In her comedy and first big hit, Holy Mo, Frangione even managed to humanize Moses, by making him a stuttering ex-con who stammers through the 10 Commandments.

Frangione, a Calgary native, penned Holy Mo in 1997 with two of her fellow classmates from the Rosebud School of the Arts.

“It was just us three girls who were graduates of Rosebud, and we wrote this silly little show and took it across Canada with a 300-pound circus wagon in the back of our pickup,” says Frangione, laughing. “We lost so much money, we almost quit. I said, ‘No, girls, we’ve put so much effort in so far, keep going.’”

Their perseverance was rewarded on the West Coast where Holy Mo won a Pick of the Fringe accolade at the Vancouver Fringe Festival and got picked up by Vancouver’s Pacific Theatre which has since produced the play four times.

Most of Frangione’s writing explores themes of spirituality. She has questioned the effects Christianity has on family and sexuality through humour.

Her new play, In a Blue Moon, however, guides Frangione into a new writing frontier as she now begins her exploration about “what is family?”

“I have written a lot of religion in the past, and I feel I’ve said what I need to say about that, and I’m now moving into conversations about family and community,” says Frangione.

In a Blue Moon is described as a visually beautiful tale about creating a new life in a new landscape.

When Ava (Anita Wittenberg) and her daughter, Frankie (Emma Tow), move to an inherited cottage near Kamloops, they discover that Ava’s late husband’s brother (Brett Christopher) is already living there. Initially, it’s a tense environment for the trio, but along the way unexpected relationships blossom as Frankie finds a role model in her uncle and Ava grows attached to the companionship of this other man.

“Through memories and photographs, a tender love story unfolds between the three as they begin to thread together a new understanding of family,” says a press release from the Arts Club Theatre Company, which is producing the touring show along with Western Canada Theatre (Kamloops) and Thousand Islands Playhouse (Gananoque, Ont.) from Jan. 8 to 30.

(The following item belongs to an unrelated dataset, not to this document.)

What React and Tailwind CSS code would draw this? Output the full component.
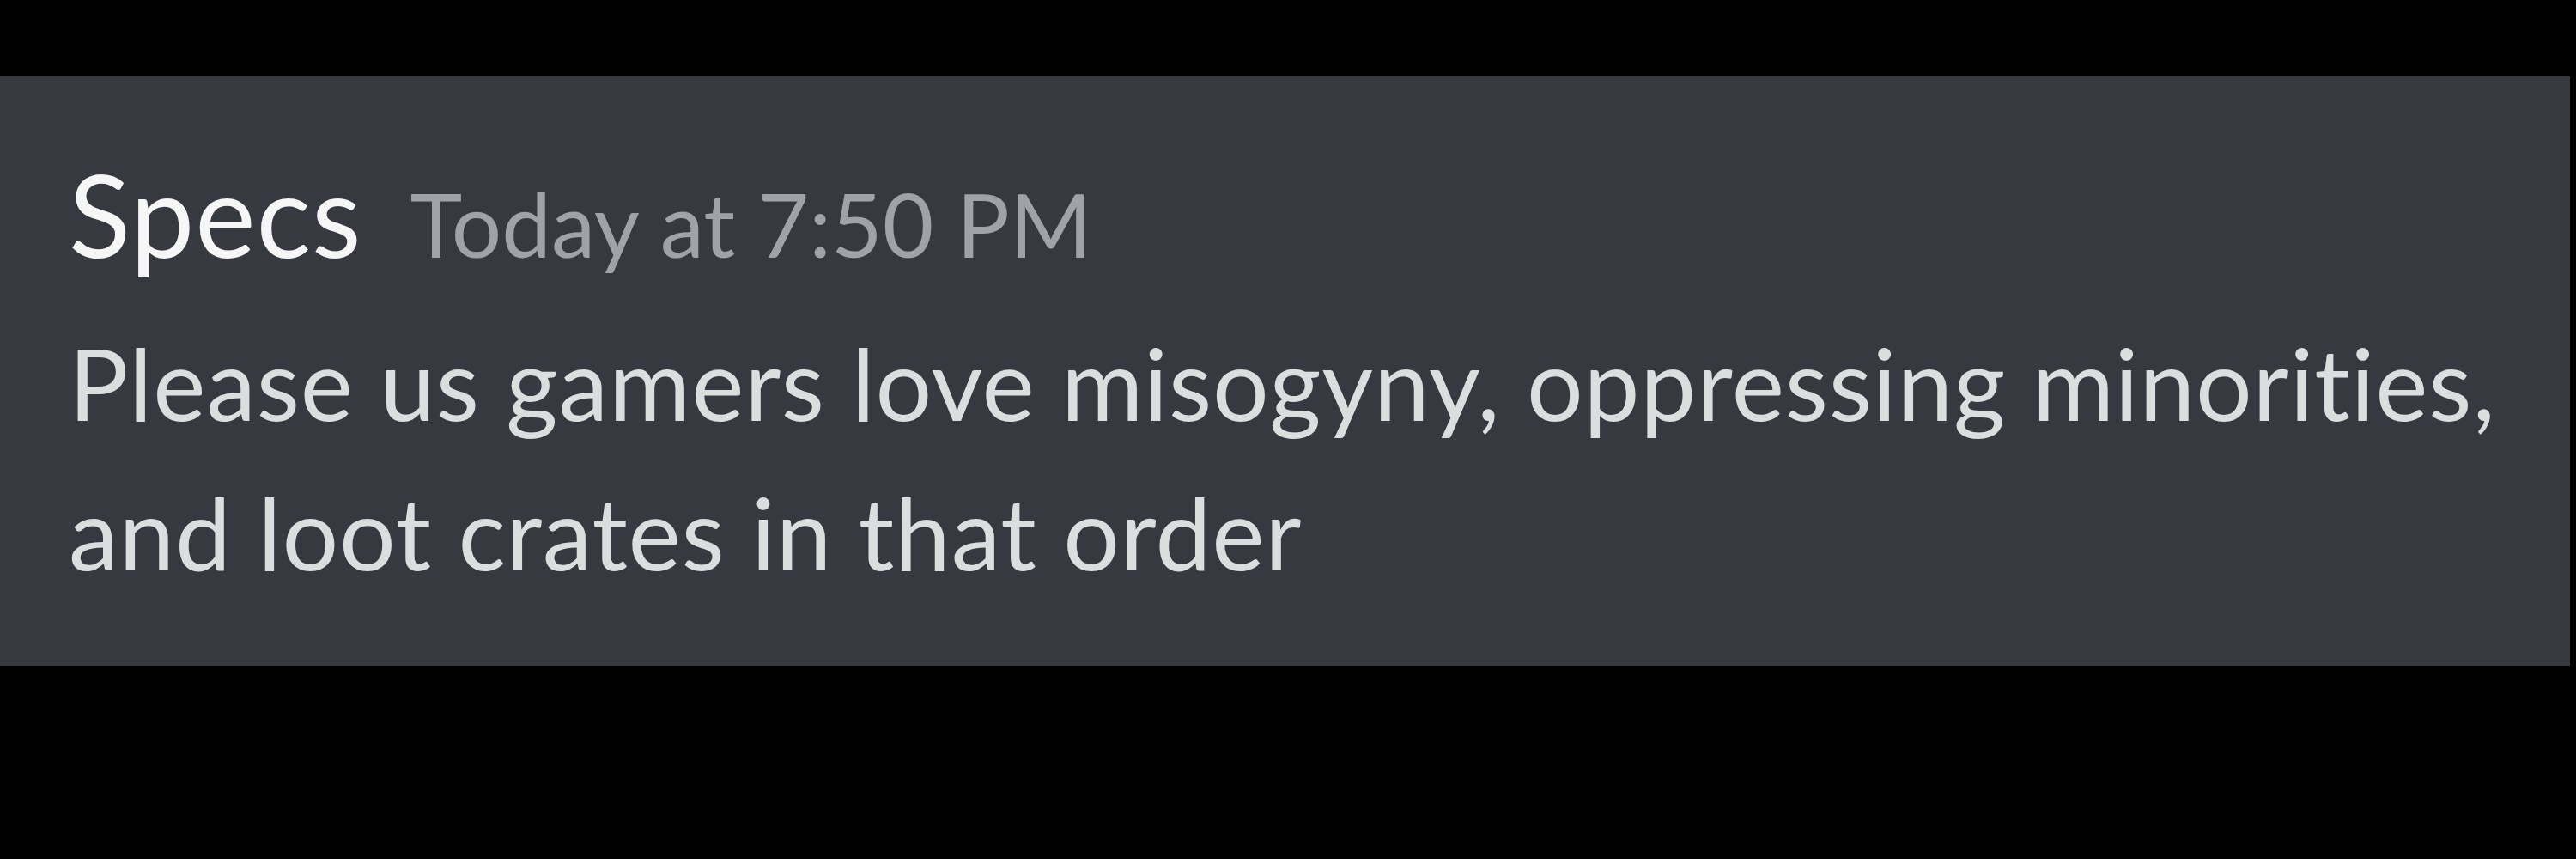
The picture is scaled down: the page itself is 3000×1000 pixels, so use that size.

In a Blue Moon is the first new script developed by the Arts Club to premiere as a cross-Canada partnership between three producing companies, and, as Frangione explains, underwent many interesting iterations over a seven-year period.

“I just kept writing as I kept waiting for a producer,” says Frangione, laughing. “And I’m glad I had that time because this one took me a while to unravel how to tell this story. It’s been a million different things. It’s been a physical piece with a lot of yoga in it – didn’t work. It was ridiculous, I’m glad I got talked out of it. It was a musical, I have a full score.”

Frangione also went through three different writing partners, but in the end decided to pen the whole play herself. She abandoned the musical idea because she said it wasn’t as powerful as the photography story.

The framework for In a Blue Moon is loosely inspired by a few people from Frangione’s upbringing on the Prairies, but the characters came into her periphery by chance while Frangione was staying at her best friend’s house in Kamloops. Frangione had met Anita Wittenberg in their early days of theatre in Vancouver. While they were catching up, Wittenberg’s daughter, Emma, was practising her violin while they were sitting in the living room having tea. And then she practised jazz. And ballet. And guitar. And singing.

“And I thought, ‘Oh my god, there’s my character Frankie.’”

Frangione immediately rewrote the play to include 14-year-old Frankie, inspired by Emma. Originally, In a Blue Moon was a two-hander and didn’t have a child character. But including Frankie changed the course of the play and created “the most interesting character” in the show, in Frangione’s opinion.

Creating a new sense of family for Frankie is one of the underlying themes of the play. For Frangione, it’s art imitating life in a way.

For a while Frangione was a single mom with a young daughter trying to figure out how to live in Vancouver with the housing market.

“How we were going to exist, just like Ava and Frankie?” says Frangione, recalling that time in her life.

It’s very moving, says Frangione, to see real-life mother-daughter duo Anita and Emma on stage because they look like each other and they have a natural beautiful rapport.

“You just can tell that you are looking at the real thing,” describes Frangione.

As for In a Blue Moon’s leading man, Christopher won over Frangione with his charming ways as an actor.

“He really sank into this role. He’s a dad so he brings that wonderful dad energy to the role. And he’s a handsome guy, and he’s got good chemistry with Anita,” says Frangione.

Up next for the award-winning playwright, Frangione, who has more than 25 pieces under her belt, is penning a new play for Pacific Theatre, a chaser to Holy Mo, called Holy Mo Christmas Show.

“It’s just going to be ridiculous fun is all I can say.”

Frangione also remarried recently, so perhaps the new family dynamic will be fodder for another heartwarming show.